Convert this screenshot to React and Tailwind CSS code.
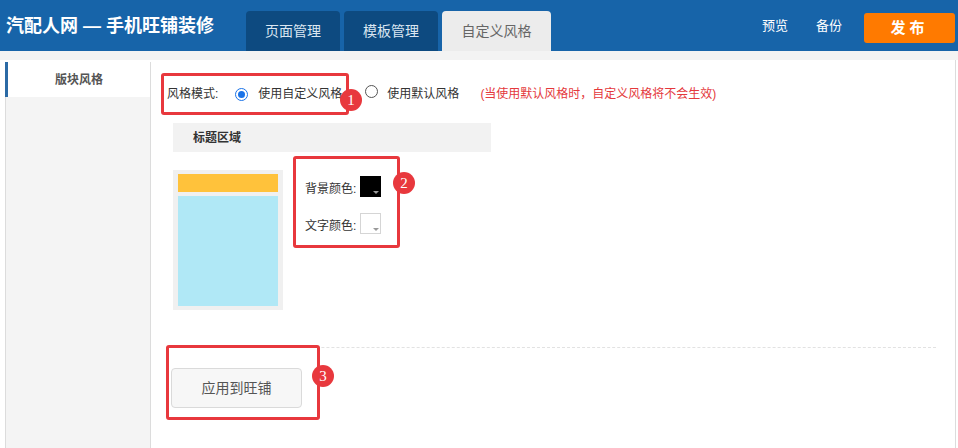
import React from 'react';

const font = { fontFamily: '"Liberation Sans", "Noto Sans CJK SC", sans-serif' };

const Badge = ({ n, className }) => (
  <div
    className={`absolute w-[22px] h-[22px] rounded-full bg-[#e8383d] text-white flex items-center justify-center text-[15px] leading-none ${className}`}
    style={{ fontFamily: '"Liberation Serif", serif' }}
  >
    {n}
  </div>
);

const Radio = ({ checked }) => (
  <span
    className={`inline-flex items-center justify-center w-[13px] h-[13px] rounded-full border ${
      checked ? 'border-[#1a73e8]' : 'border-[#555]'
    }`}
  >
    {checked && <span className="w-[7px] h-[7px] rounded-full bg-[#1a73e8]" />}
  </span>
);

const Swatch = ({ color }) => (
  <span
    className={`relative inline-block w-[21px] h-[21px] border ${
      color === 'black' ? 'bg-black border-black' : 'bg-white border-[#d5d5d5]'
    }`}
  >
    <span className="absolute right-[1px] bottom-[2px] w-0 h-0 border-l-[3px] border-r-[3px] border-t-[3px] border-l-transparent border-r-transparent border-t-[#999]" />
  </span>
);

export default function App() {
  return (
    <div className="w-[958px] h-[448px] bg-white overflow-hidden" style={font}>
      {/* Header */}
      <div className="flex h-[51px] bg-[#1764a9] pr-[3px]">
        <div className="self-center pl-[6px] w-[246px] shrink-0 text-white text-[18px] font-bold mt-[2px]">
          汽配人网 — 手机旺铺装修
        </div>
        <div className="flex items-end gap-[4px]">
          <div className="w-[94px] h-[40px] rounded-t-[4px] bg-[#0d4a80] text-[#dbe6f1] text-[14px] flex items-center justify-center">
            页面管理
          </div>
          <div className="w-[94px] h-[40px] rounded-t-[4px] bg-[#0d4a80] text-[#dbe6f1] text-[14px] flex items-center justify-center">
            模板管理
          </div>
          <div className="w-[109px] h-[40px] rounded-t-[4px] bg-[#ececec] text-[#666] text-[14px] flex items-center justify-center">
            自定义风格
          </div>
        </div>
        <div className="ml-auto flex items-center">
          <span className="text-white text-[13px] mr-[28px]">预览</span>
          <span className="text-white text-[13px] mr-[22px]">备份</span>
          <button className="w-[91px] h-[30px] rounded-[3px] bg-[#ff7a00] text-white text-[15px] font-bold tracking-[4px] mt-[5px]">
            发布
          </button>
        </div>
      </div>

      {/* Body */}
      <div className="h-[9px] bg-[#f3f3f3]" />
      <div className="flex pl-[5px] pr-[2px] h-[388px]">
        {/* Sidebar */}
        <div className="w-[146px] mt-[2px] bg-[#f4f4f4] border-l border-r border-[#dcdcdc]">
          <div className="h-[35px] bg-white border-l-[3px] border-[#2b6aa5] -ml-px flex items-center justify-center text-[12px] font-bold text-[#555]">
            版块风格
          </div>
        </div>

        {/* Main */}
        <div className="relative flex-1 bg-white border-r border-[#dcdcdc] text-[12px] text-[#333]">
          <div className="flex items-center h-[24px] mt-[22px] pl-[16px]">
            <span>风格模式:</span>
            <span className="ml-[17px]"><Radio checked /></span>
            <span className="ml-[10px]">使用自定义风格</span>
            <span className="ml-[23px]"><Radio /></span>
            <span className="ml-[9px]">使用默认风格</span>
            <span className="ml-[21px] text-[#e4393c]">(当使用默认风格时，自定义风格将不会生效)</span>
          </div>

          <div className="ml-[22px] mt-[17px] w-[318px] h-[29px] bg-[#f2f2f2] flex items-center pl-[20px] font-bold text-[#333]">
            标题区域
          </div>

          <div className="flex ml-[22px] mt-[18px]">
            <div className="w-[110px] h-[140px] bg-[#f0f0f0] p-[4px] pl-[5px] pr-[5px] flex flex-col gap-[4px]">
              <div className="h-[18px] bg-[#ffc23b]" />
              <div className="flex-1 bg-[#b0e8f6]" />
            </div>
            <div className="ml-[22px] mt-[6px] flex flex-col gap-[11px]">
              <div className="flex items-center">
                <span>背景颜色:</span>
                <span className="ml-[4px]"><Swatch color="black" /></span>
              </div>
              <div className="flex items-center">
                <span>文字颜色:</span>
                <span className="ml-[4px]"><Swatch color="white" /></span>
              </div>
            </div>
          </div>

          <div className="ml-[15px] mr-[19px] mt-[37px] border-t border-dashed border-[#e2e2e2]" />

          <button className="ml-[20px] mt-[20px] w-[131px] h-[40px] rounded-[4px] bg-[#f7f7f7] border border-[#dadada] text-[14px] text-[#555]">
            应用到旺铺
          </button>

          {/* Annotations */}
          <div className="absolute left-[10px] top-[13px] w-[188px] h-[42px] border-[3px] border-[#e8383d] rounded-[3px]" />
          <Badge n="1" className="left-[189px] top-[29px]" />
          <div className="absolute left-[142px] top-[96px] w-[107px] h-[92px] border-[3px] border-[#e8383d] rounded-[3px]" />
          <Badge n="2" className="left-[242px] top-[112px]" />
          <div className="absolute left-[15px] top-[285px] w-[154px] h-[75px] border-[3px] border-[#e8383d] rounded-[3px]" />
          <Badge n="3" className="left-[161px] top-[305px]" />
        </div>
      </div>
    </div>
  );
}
---
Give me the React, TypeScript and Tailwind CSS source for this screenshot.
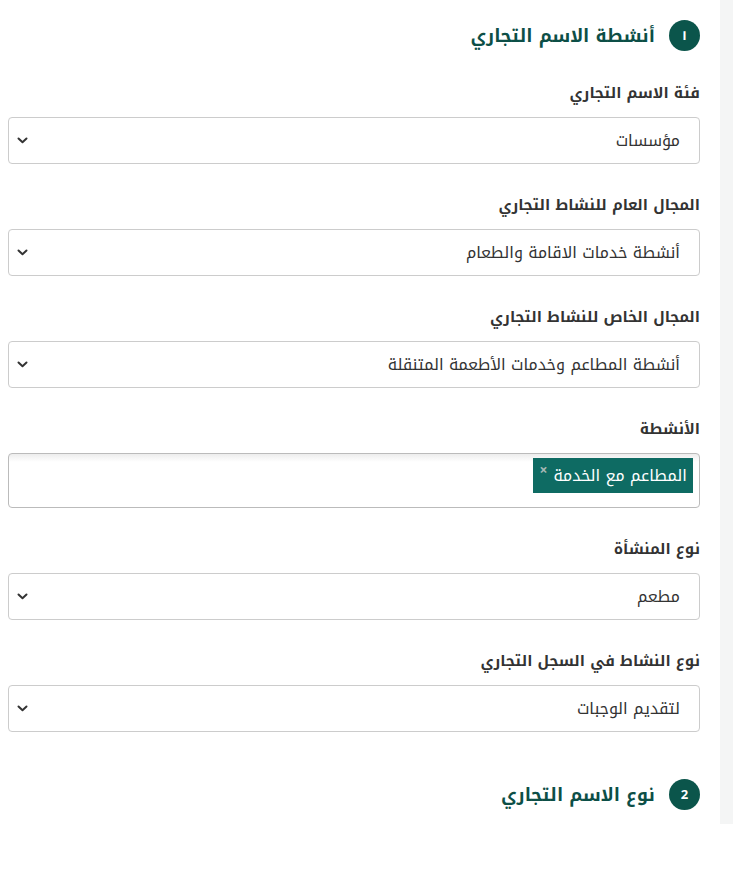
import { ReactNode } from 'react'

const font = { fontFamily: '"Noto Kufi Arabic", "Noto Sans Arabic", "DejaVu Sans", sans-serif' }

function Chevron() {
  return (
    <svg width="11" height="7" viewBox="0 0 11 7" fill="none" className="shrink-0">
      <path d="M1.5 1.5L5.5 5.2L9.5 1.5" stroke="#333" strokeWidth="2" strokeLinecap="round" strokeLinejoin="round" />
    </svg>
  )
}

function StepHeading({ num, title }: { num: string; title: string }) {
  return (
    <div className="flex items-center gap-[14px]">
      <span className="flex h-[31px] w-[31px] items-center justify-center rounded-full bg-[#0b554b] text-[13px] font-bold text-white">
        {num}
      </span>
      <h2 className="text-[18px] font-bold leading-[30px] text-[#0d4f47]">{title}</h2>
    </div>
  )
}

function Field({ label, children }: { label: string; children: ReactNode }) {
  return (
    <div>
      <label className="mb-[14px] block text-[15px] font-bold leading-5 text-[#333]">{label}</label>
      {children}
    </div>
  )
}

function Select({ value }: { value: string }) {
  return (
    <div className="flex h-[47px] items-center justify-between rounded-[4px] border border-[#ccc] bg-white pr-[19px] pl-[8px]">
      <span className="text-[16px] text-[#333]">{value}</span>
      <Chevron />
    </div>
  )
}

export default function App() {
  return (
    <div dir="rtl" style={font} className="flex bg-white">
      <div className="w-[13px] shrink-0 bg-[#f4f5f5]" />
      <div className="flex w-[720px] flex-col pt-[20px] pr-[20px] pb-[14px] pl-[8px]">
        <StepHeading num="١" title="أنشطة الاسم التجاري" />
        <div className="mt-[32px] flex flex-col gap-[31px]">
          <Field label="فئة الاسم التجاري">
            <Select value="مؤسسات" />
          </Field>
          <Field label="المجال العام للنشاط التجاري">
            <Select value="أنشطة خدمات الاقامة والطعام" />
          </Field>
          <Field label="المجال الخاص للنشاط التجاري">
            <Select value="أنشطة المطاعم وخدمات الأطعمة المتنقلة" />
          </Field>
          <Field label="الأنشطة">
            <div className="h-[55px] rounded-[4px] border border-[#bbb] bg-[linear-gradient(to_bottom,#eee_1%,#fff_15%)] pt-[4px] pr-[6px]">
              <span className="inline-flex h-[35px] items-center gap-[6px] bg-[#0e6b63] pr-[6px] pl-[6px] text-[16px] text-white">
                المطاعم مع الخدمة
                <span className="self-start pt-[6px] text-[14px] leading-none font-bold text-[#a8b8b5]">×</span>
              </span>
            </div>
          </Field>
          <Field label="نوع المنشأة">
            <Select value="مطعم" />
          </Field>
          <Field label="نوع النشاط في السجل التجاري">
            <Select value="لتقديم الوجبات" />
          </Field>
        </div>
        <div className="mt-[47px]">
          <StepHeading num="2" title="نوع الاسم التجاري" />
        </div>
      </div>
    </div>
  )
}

Exercise :: Set out every line from the material that contains the string "Tailwind".

Final result ::
Convert this screenshot to React and Tailwind CSS code.
Give me the React, TypeScript and Tailwind CSS source for this screenshot.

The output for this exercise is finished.